Each time I teach kids, I need about 30 of them, lined up – like soldiers – listening to my words like the kids from Sound of Music or I might as well quit trying.
Careful. You’re listening to The Lie.
And it’s most dangerous when it comes to personally connecting with God.
Because we think:
I need to go to climb some mountain, in some freezing Antarctic culture and find a Sherpa on the very summit. That’s SIGNIFICANT and that’s connecting with God.
I need to go to some forest, deep in the jungle, to find a TEMPLE OF DOOM and an ancient artifact that will solve God for me. That’s SIGNIFICANT. That’s the way to God.
I need to spend hours in a laboratory, dissecting, experimenting, and divulging in order to unlock the secret God particle. That would be SIGNIFICANT and that would be the way to Him.
I need to give thousands of dollars to some charity to get my name on one of their plaques to ensure that God might like me. That’s SIGNIFICANT and maybe then God would pay attention to me!
We envision these grandiose ideals on how to connect with God, when God has simply, clearly made himself absolutely accessible through something seemingly insignificant.

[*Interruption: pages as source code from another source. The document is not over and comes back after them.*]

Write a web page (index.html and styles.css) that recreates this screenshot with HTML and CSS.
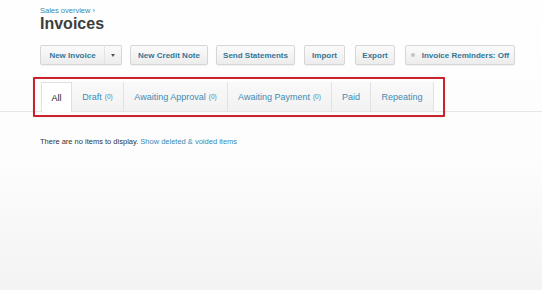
FILE: index.html
```html
<!DOCTYPE html>
<html>
<head>
<meta charset="utf-8">
<link rel="stylesheet" href="styles.css">
</head>
<body>
<div class="page">
  <div class="head">
    <a class="crumb" href="#">Sales overview ›</a>
    <h1 class="title">Invoices</h1>
  </div>
  <div class="toolbar">
    <div class="split">
      <span class="btn btn-main">New Invoice</span>
      <span class="btn btn-caret"><span class="caret"></span></span>
    </div>
    <span class="btn w-credit">New Credit Note</span>
    <span class="btn w-send">Send Statements</span>
    <span class="btn w-import">Import</span>
    <span class="btn w-export">Export</span>
    <span class="btn w-rem"><span class="dot"></span>Invoice Reminders: Off</span>
  </div>
  <div class="tabbar">
    <div class="tabs">
      <span class="tab active w-all">All</span>
      <span class="tab w-draft">Draft <small>(0)</small></span>
      <span class="tab w-aa">Awaiting Approval <small>(0)</small></span>
      <span class="tab w-ap">Awaiting Payment <small>(0)</small></span>
      <span class="tab w-paid">Paid</span>
      <span class="tab w-rep">Repeating</span>
    </div>
    <div class="highlight"></div>
  </div>
  <p class="empty">There are no items to display. <a href="#">Show deleted &amp; voided items</a></p>
</div>
</body>
</html>
```

FILE: styles.css
```css
html, body {
  margin: 0;
  padding: 0;
}
body {
  width: 542px;
  height: 290px;
  overflow: hidden;
  font-family: "Liberation Sans", Arial, sans-serif;
  background: linear-gradient(to bottom, #fefefe 0%, #fdfdfd 55%, #f3f3f3 100%);
  color: #333;
}
.page {
  display: flex;
  flex-direction: column;
}
.head {
  padding: 6px 0 0 40px;
  display: flex;
  flex-direction: column;
}
.crumb {
  font-size: 7.5px;
  line-height: 9px;
  color: #3f86ad;
  text-decoration: none;
}
.title {
  margin: 0;
  font-size: 16px;
  line-height: 18px;
  font-weight: bold;
  color: #3d3d3d;
}
.toolbar {
  display: flex;
  align-items: center;
  padding: 12px 0 0 40px;
  height: 20px;
}
.btn {
  box-sizing: border-box;
  height: 20px;
  display: flex;
  align-items: center;
  justify-content: center;
  border: 1px solid #d6d6d6;
  border-radius: 2px;
  background: linear-gradient(to bottom, #fbfbfb, #ececec);
  box-shadow: 0 1px 1px rgba(0,0,0,0.06);
  font-size: 8px;
  font-weight: bold;
  color: #337696;
  white-space: nowrap;
}
.split {
  display: flex;
  margin-right: 8px;
}
.btn-main {
  width: 65px;
  border-radius: 2px 0 0 2px;
}
.btn-caret {
  width: 18px;
  border-left: 1px solid #e4e4e4;
  margin-left: -1px;
  border-radius: 0 2px 2px 0;
}
.caret {
  width: 0;
  height: 0;
  border-left: 2.5px solid transparent;
  border-right: 2.5px solid transparent;
  border-top: 3px solid #555;
}
.w-credit { width: 78px; margin-right: 8px; }
.w-send { width: 79px; margin-right: 9px; }
.w-import { width: 41px; margin-right: 10px; }
.w-export { width: 40px; margin-right: 10px; }
.w-rem { width: 110px; }
.dot {
  width: 4px;
  height: 4px;
  border-radius: 50%;
  background: #c4c4c4;
  margin-right: 7px;
}
.tabbar {
  position: relative;
  margin-top: 17px;
  border-bottom: 1px solid #e6e6e6;
  padding-left: 41px;
}
.tabs {
  display: flex;
  height: 29px;
}
.tab {
  box-sizing: border-box;
  display: flex;
  align-items: center;
  justify-content: center;
  height: 29px;
  font-size: 9px;
  color: #3d8bb4;
  background: linear-gradient(to bottom, #f9f9f9, #f2f2f2);
  border-right: 1px solid #e2e2e2;
  white-space: nowrap;
}
.tab small {
  font-size: 6.5px;
  margin-left: 3px;
  color: #4d8fae;
}
.tab.active {
  background: #ffffff;
  color: #222;
  border: 1px solid #e0e0e0;
  border-bottom: none;
  height: 30px;
  margin-bottom: -1px;
}
.w-all { width: 31px; }
.w-draft { width: 52px; }
.w-aa { width: 104px; }
.w-ap { width: 104px; }
.w-paid { width: 39px; }
.w-rep { width: 63px; }
.highlight {
  position: absolute;
  left: 33px;
  top: -5px;
  width: 412px;
  height: 40px;
  box-sizing: border-box;
  border: 2px solid #c9242c;
  border-radius: 1px;
  box-shadow: 0 0 1px rgba(160,0,0,0.4);
  pointer-events: none;
}
.empty {
  margin: 25px 0 0 40px;
  font-size: 7.5px;
  color: #333;
}
.empty a {
  color: #3a8ab3;
  text-decoration: none;
}
```
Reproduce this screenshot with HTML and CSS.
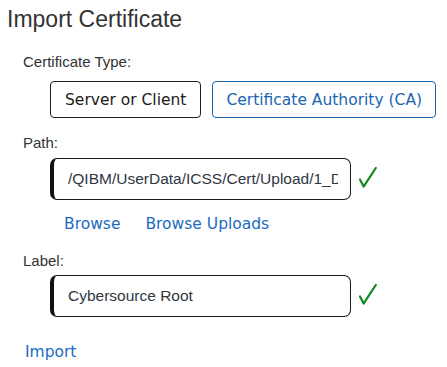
FILE: index.html
```html
<!DOCTYPE html>
<html>
<head>
<meta charset="utf-8">
<link rel="stylesheet" href="styles.css">
</head>
<body>
<div class="page">
  <h1 class="title">Import Certificate</h1>
  <div class="form">
    <div class="label label-type">Certificate Type:</div>
    <div class="indent buttons">
      <button class="btn btn-selected">Server or Client</button>
      <button class="btn btn-blue">Certificate Authority (CA)</button>
    </div>
    <div class="label label-path">Path:</div>
    <div class="indent field">
      <input class="input" type="text" readonly value="/QIBM/UserData/ICSS/Cert/Upload/1_DigiCertGlobalRootCA.crt">
      <svg class="check" width="18" height="21" viewBox="0 0 18 21"><path d="M1 12.5 L4.6 19.6 L16.8 1" fill="none" stroke="#138a1e" stroke-width="2.2" stroke-linecap="round" stroke-linejoin="round"/></svg>
    </div>
    <div class="indent links">
      <a class="link" href="#">Browse</a>
      <a class="link" href="#">Browse Uploads</a>
    </div>
    <div class="label label-label">Label:</div>
    <div class="indent field field-label">
      <input class="input" type="text" readonly value="Cybersource Root">
      <svg class="check" width="18" height="21" viewBox="0 0 18 21"><path d="M1 12.5 L4.6 19.6 L16.8 1" fill="none" stroke="#138a1e" stroke-width="2.2" stroke-linecap="round" stroke-linejoin="round"/></svg>
    </div>
    <a class="link import" href="#">Import</a>
  </div>
</div>
</body>
</html>
```
FILE: styles.css
```css
html, body {
  margin: 0;
  padding: 0;
  background: #ffffff;
}
.page {
  width: 447px;
  height: 367px;
  overflow: hidden;
  font-family: "Liberation Sans", Arial, sans-serif;
  color: #333333;
}
.title {
  margin: 5px 0 0 7px;
  font-size: 23px;
  line-height: 28px;
  font-weight: normal;
  color: #333333;
}
.form {
  padding-left: 23px;
  display: flex;
  flex-direction: column;
  align-items: flex-start;
}
.label {
  font-size: 15px;
  line-height: 18px;
  color: #333333;
}
.label-type { margin-top: 20px; }
.label-path { margin-top: 16px; }
.label-label { margin-top: 18px; }
.indent { margin-left: 27px; }
.buttons {
  display: flex;
  gap: 11px;
  margin-top: 10px;
}
.btn {
  height: 37px;
  padding: 0 14px;
  background: #ffffff;
  border: 1px solid #1f1f1f;
  border-radius: 4px;
  font-family: "DejaVu Sans", Verdana, sans-serif;
  font-size: 15.5px;
  color: #1a1a1a;
  cursor: pointer;
}
.btn-blue {
  padding: 0 13px;
  border-color: #1b66b1;
  color: #1b66b1;
}
.field {
  display: flex;
  align-items: center;
  gap: 8px;
  margin-top: 6px;
}
.field-label { margin-top: 5px; }
.input {
  box-sizing: border-box;
  width: 301px;
  height: 42px;
  margin: 0;
  padding: 0 12px 0 14px;
  border: 1.5px solid #1a1a1a;
  border-left: 4px solid #111111;
  border-radius: 7px;
  font-family: "Liberation Sans", Arial, sans-serif;
  font-size: 15.5px;
  color: #2f3742;
  background: #ffffff;
  outline: none;
}
.check {
  display: block;
  margin-top: -3px;
}
.links {
  display: flex;
  gap: 25px;
  margin-top: 14px;
  padding-left: 14px;
}
.link {
  font-family: "DejaVu Sans", Verdana, sans-serif;
  font-size: 15.5px;
  line-height: 20px;
  color: #1b6cc0;
  text-decoration: none;
}
.import {
  margin-top: 25px;
  margin-left: 2px;
}
```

Friends, if this what you believe -
That’s God’s Kingdom only shows up in the SEEMINGLY SIGNIFICANT.
In the BIG Seed.
In the FLASHING LIGHTS seed.
In the ABSOLUTELY IMPRESSIVE seed…
You are in danger of missing it altogether.
III. The Unexpected Reality
Like many of the people at Jesus’ time…
They expected the Savior to be look like someone SIGNIFICANT.
Like a king coming from a beautiful palace.
Like some soldier with a giant sword.
Like a general with a myriad of soldiers behind him.
Like an activist enacting visibly massive political upheaval.
But that’s not what they saw in Jesus.
Instead of a beautiful palace, he came from a feeding trough in some dilapidated barn.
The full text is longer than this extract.